M. Laurent Moutinot. Il m'a tout d'abord été demandé un chiffre : les logements sociaux représentaient, il y a une quinzaine d'années, 20% du parc locatif genevois ; ils représentent aujourd'hui moins de 12%. A ma connaissance, la situation générale de la population ne s'est pas améliorée dans une proportion telle... (Brouhaha.)

Le président. Mesdames et Messieurs, nous ne pouvons pas continuer ainsi. Je demande le silence, s'il vous plaît !

M. Laurent Moutinot, conseiller d'Etat. ... la situation ne s'est pas améliorée dans une proportion telle que l'on puisse justifier pareille diminution du parc de logements sociaux.

La motion qui est proposée nous invite, dans un premier temps, à faire une analyse de la demande. Je puis vous dire qu'en ce qui concerne le logement social cette analyse existe et que les partenaires sociaux la connaissent. En effet, grâce à la réunion en un seul fichier des demandes faites auprès de l'office cantonal du logement et des fondations immobilières de droit public, nous connaissons la totalité des demandes de logement social, qui sont à l'heure actuelle de 3000 demandes non satisfaites, étant précisé que le retard dans la réalisation du programme de 3000 HBM est d'environ 1500 appartements.

En revanche, les demandes hors du logement social sont effectivement mal appréhendées à l'heure actuelle et je me réjouis de l'aide du Grand Conseil pour inciter les milieux immobiliers privés à donner ces chiffres, car à l'heure actuelle ils s'y refusent ! On affirme qu'il y a des manques, je veux bien le croire, mais force est de constater qu'il n'y a pas le même degré de précision, à l'heure actuelle, dans le décompte de ces deux types de demandes.

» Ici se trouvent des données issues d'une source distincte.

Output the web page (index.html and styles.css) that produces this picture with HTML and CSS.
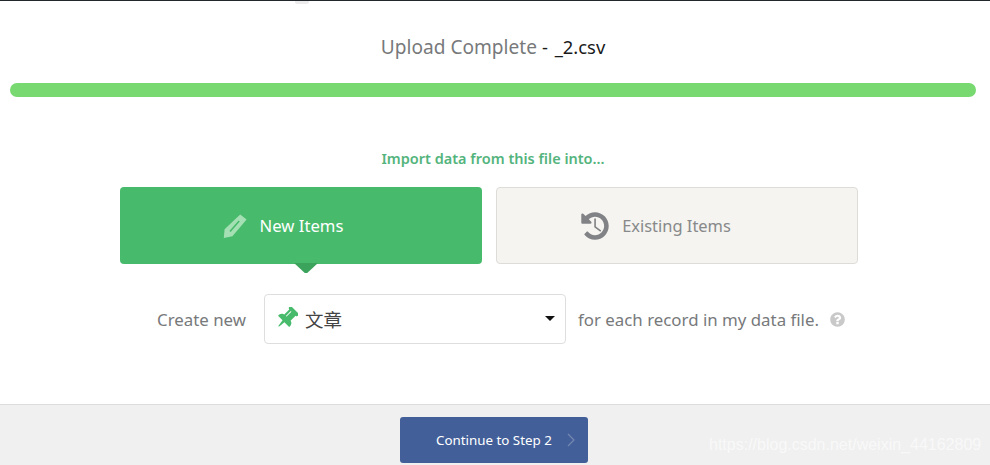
FILE: index.html
```html
<!DOCTYPE html>
<html lang="en">
<head>
<meta charset="utf-8">
<title>Import</title>
<link rel="stylesheet" href="styles.css">
</head>
<body>
<div class="page">
  <span class="top-tab"></span>
  <main class="main">
    <h1 class="title">Upload Complete <span class="file">- _2.csv</span></h1>
    <div class="bar"></div>
    <p class="lead">Import data from this file into...</p>
    <div class="cards">
      <div class="card card-on">
        <svg class="ic-pencil" viewBox="0 0 24 24"><path fill-rule="evenodd" d="M17.2 0.4 23.6 5.6 9.4 22.2 0.8 24 1.6 15.2ZM15.6 6.6 6.4 17 7.6 18 16.8 7.6Z"/></svg>
        <span>New Items</span>
        <i class="caret"></i>
      </div>
      <div class="card card-off">
        <svg class="ic-history" viewBox="0 0 1792 1792"><path d="M1664 896q0 156-61 298t-164 245-245 164-298 61q-172 0-327-72.500t-264-204.500q-7-10-6.500-22.500t8.500-20.500l137-138q10-9 25-9 16 2 23 12 73 95 179 147t225 52q104 0 198.500-40.500t163.500-109.500 109.500-163.500 40.500-198.500-40.500-198.500-109.500-163.500-163.500-109.500-198.500-40.500q-98 0-188 35.500t-160 101.500l137 138q31 30 14 69-17 40-59 40h-448q-26 0-45-19t-19-45v-448q0-42 40-59 39-17 69 14l130 129q107-101 244.500-156.500t284.500-55.500q156 0 298 61t245 164 164 245 61 298z"/><path class="hands" d="M900 480V940L1220 1180"/></svg>
        <span>Existing Items</span>
      </div>
    </div>
    <div class="row">
      <span class="row-label">Create new</span>
      <div class="select">
        <svg class="ic-pin" viewBox="0 0 1792 1792"><path transform="translate(320 0) rotate(45 576 896)" d="M480 672v-448q0-14-9-23t-23-9-23 9-9 23v448q0 14 9 23t23 9 23-9 9-23zm672 352q0 26-19 45t-45 19h-429l-51 483q-2 12-10.500 20.500t-20.500 8.500h-1q-27 0-32-27l-76-485h-404q-26 0-45-19t-19-45q0-123 78.500-221.500t177.500-98.500v-512q-52 0-90-38t-38-90 38-90 90-38h640q52 0 90 38t38 90-38 90-90 38v512q99 0 177.500 98.500t78.500 221.500z"/></svg>
        <span class="select-text">文章</span>
        <i class="select-caret"></i>
      </div>
      <span class="row-tail">for each record in my data file.</span>
      <svg class="ic-help" viewBox="0 0 1792 1792"><path d="M1024 1376v-192q0-14-9-23t-23-9h-192q-14 0-23 9t-9 23v192q0 14 9 23t23 9h192q14 0 23-9t9-23zm256-672q0-88-55.500-163t-138.500-116-170-41q-243 0-371 213-15 24 8 42l132 100q7 6 19 6 16 0 25-12 53-68 86-92 34-24 86-24 48 0 85.500 26t37.500 59q0 38-20 61t-68 45q-63 28-115.500 86.500t-52.500 125.500v36q0 14 9 23t23 9h192q14 0 23-9t9-23q0-19 21.500-49.500t54.500-49.500q32-18 49-28.500t46-35 44.500-48 28-60.500 12.500-81zm384 192q0 209-103 385.500t-279.500 279.500-385.500 103-385.500-103-279.500-279.500-103-385.500 103-385.500 279.500-279.500 385.500-103 385.500 103 279.500 279.500 103 385.500z"/></svg>
    </div>
  </main>
  <footer class="footer">
    <button class="next" type="button">
      <span>Continue to Step 2</span>
      <svg class="ic-chev" viewBox="0 0 8 14"><path d="M1 1l6 6-6 6"/></svg>
    </button>
    <span class="watermark">https://blog.csdn.net/weixin_44162809</span>
  </footer>
</div>
</body>
</html>
```
FILE: styles.css
```css
* { box-sizing: border-box; }
html, body { margin: 0; padding: 0; }
body { background: #fff; font-family: "Noto Sans", "Noto Sans CJK SC", sans-serif; color: #6f7172; }
.page { position: relative; width: 990px; height: 465px; overflow: hidden; display: flex; flex-direction: column; border-top: 1px solid #22272b; }
.top-tab { position: absolute; left: 295px; top: 0; width: 14px; height: 3px; background: #ececec; border-radius: 0 0 2px 2px; }
.main { flex: 1; display: flex; flex-direction: column; align-items: center; width: 986px; }
.title { margin: 33px 0 0; height: 26px; line-height: 26px; font-size: 19.1px; font-weight: 400; color: #77797b; white-space: pre; }
.file { color: #1a1a1a; font-size: 18.4px; word-spacing: 2px; }
.bar { width: 966px; height: 14px; margin-top: 23px; border-radius: 7px; background: #78d971; }
.lead { margin: 51px 0 0; height: 20px; line-height: 20px; font-size: 14.5px; font-weight: 600; color: #54b47d; }
.cards { display: flex; gap: 14px; margin: 19px 8px 0 0; }
.card { position: relative; width: 362px; height: 77px; display: flex; align-items: center; justify-content: center; gap: 13px; border-radius: 4px; font-size: 16.7px; }
.card-on { background: #47bb6b; color: #fff; padding-right: 36px; }
.card-off { background: #f5f4f0; border: 1px solid #dddcd8; color: #87898a; padding-right: 44px; gap: 11px; font-size: 16.45px; }
.ic-pencil { width: 24px; height: 24px; fill: #a4e0b3; }
.ic-history { width: 32px; height: 32px; fill: #808285; }
.hands { fill: none; stroke: #808285; stroke-width: 90; }
.caret { position: absolute; left: 174px; top: 76px; width: 24px; height: 10px; background: #3ba35c; clip-path: polygon(0 0, 100% 0, 55% 100%, 45% 100%); }
.row { display: flex; align-items: center; margin: 30px 0 0 17px; height: 50px; font-size: 16.85px; color: #77797b; }
.row-label { margin-right: 18px; padding-top: 1px; }
.select { position: relative; display: flex; align-items: center; width: 302px; height: 50px; padding-left: 8px; background: #fff; border: 1px solid #dedede; border-radius: 4px; font-size: 18.5px; color: #444; }
.ic-pin { width: 25px; height: 25px; fill: #47bb6b; margin-right: 7px; }
.select-text { line-height: 24px; padding-top: 1px; }
.select-caret { position: absolute; right: 10px; top: 21px; width: 0; height: 0; border-left: 5px solid transparent; border-right: 5px solid transparent; border-top: 5px solid #111; }
.row-tail { margin-left: 12px; padding-top: 1px; }
.ic-help { width: 17px; height: 17px; margin-left: 10px; fill: #c9c9c9; }
.footer { position: relative; height: 61px; flex: none; background: #f0f0f0; border-top: 1px solid #dcdcdc; padding: 12px 0 0 400px; }
.next { display: flex; align-items: center; width: 188px; height: 46px; padding: 0 0 0 36px; border: 0; border-radius: 3px; background: #425f99; color: #fff; font: 400 13.35px "Noto Sans", sans-serif; }
.ic-chev { width: 8px; height: 14px; margin-left: 15px; fill: none; stroke: #7488b3; stroke-width: 1.2; }
.watermark { position: absolute; left: 709px; top: 31px; font: 400 16px "Liberation Sans", sans-serif; color: rgba(255,255,255,.6); white-space: nowrap; }
```
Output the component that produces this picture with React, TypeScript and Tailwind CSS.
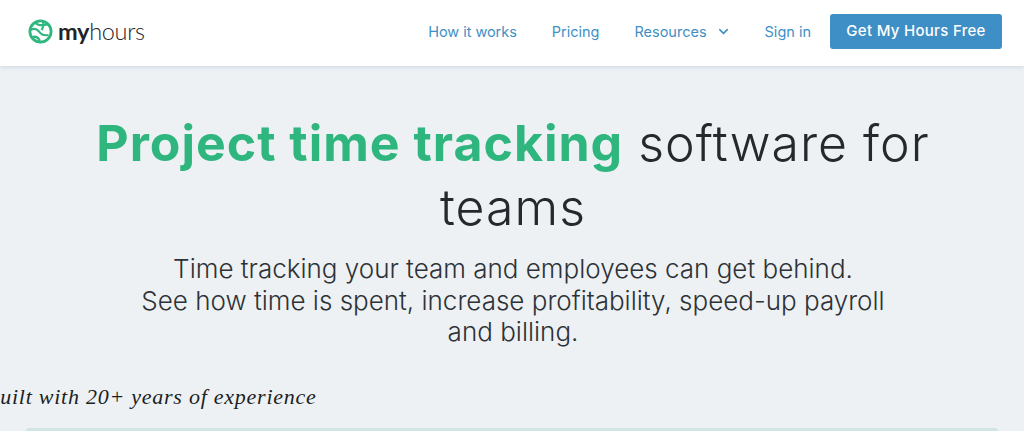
import { ChevronDown } from "lucide-react";

const NAV_LINKS = ["How it works", "Pricing"];

function Logo() {
  return (
    <div className="flex items-center gap-[5px]">
      <svg width="25" height="25" viewBox="0 0 25 25" fill="none" stroke="#2fb77f">
        <circle cx="12.500" cy="12.500" r="10.600" strokeWidth="2.800" />
        <path d="M2.500 11c3.500-2 6.500-1 8.500 1.500s3.500 4.500 9.500 3.500 M7 3.500c2 2.500 6 3.500 13 2 M13.500 11c1.500-2 2.500-4.500 1.500-8.500 M4 18.500c3-1.500 6-.5 8 3.500" strokeWidth="2.200" />
      </svg>
      <span className="font-['Lato',sans-serif] text-[23.500px] leading-none tracking-[-0.3px] text-[#1f2428]">
        <span className="font-bold">my</span>
        <span className="font-light">hours</span>
      </span>
    </div>
  );
}

export default function App() {
  return (
    <div className="h-[431px] w-[1024px] overflow-hidden bg-[#edf1f4] font-['Inter',sans-serif]">
      <header className="flex h-[66px] items-center justify-between bg-white pb-[3px] pl-[28px] pr-[22px] shadow-[0_1px_4px_rgba(120,140,170,0.25)]">
        <Logo />
        <nav className="flex items-center text-[14.500px] text-[#3f8fc5]">
          <a className="mr-[35px] tracking-[-0.050px]">{NAV_LINKS[0]}</a>
          <a className="mr-[35px]">{NAV_LINKS[1]}</a>
          <a className="mr-[34px] flex items-center gap-[9px]">
            Resources
            <ChevronDown className="h-[15px] w-[15px]" strokeWidth={2.500} />
          </a>
          <a className="mr-[19px]">Sign in</a>
          <a className="flex h-[35px] w-[172px] items-center justify-center rounded-[3px] bg-[#3d8fc6] text-[15px] font-medium tracking-[0.300px] text-white">
            Get My Hours Free
          </a>
        </nav>
      </header>

      <main className="flex flex-col items-center pt-[45px]">
        <h1 className="w-[860px] pl-[2px] text-center text-[50px] font-light leading-[64px] tracking-[1px] text-[#24292e]">
          <span className="font-bold tracking-[1px] text-[#2fb67e]">Project time tracking</span> software for teams
        </h1>
        <p className="mt-[14px] w-[800px] pl-[2px] text-center text-[26px] font-light leading-[31.500px] text-[#2d3237]">
          Time tracking your team and employees can get behind.
          <br />
          See how time is spent, increase profitability, speed-up payroll
          <br />
          and billing.
        </p>
        <div className="mt-[35px] -ml-[14px] self-start whitespace-nowrap font-['Liberation_Serif',serif] text-[22px] italic leading-[28px] tracking-[0.750px] text-[#1c1f22]">
          Built with 20+ years of experience
        </div>
        <div className="mt-[17px] h-[4px] w-[972px] rounded-t-[3px] bg-[#cfe6e2]" />
      </main>
    </div>
  );
}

Cela dit, compte tenu du fait qu'aujourd'hui il sort du secteur social beaucoup plus de logements qu'il n'en rentre, je maintiens que la proportion de deux tiers de logement social et d'un tiers de logement libre, dans les nouvelles opérations, est juste et je n'entends pas changer cette proportion. En effet, face à une pénurie de logements, qui frappe tout le monde - je suis parfaitement d'accord qu'elle touche aussi bien les cadres expatriés des multinationales que la classe moyenne et les populations défavorisées - face à cette situation il n'y a qu'une réponse, c'est l'augmentation globale du volume de production de logements, mais jamais je n'accepterai que, dans cet effort, la population la plus défavorisée se voit privée de son contingent en faveur du reste de la population ! C'est là une proposition inacceptable ! (Applaudissements.)

Il est évident, Monsieur Barro, que lorsque nous approchons des compagnies étrangères pour les inciter à s'installer à Genève, la moindre des corrections à leur égard est de leur fournir des logements et des logements qui correspondent à leurs besoins. Il s'agit bien entendu de logements d'une certaine qualité, d'un certain standing ; je suis d'accord de les construire, de faire tous les efforts nécessaires dans ce sens, mais jamais, je le répète, au détriment du logement social !

Mesdames et Messieurs les députés, la réponse tient dans le volume de construction. Votre commission d'aménagement a voté hier soir, dans le cadre du projet de concept du plan directeur, des taux de densité : elle a confirmé le taux de densité de 1,2 en zone de développement, elle a précisé le taux de densité de 0,8 en zone 4A et de 0,6 en zone 4B. Si vous adoptez, comme je le souhaite, ce projet de concept, avec ces taux de densité, il faudra ensuite avoir le courage de les appliquer dans les zones que cela concerne. Et ceci malgré les difficultés, s'agissant des communes, des voisins et de tous ceux qui n'en voudront pas. Je suis quant à moi décidé à appliquer ce plan directeur, si vous le votez, parce qu'en situation de pénurie, une fois encore, ce sont forcément ceux qui ont le moins de moyens qui souffrent et le rôle de l'Etat est justement d'intervenir en faveur de cette catégorie de population. Voilà pourquoi je ne peux absolument pas tolérer la demande de la motion, en ce qu'elle tend à privilégier des gens qui n'en ont pas vraiment besoin !

Cela dit, il faut arriver à répondre à tous les besoins ; je suis prêt à y donner la main et je vous demande votre appui. Dans ces conditions, je vous donnerai volontiers toutes autres explications, en vous remerciant d'inviter les milieux immobiliers privés à participer à l'opération devant la commission du logement. (Applaudissements.).

Mise aux voix, cette proposition de motion est renvoyée à la commission du logement.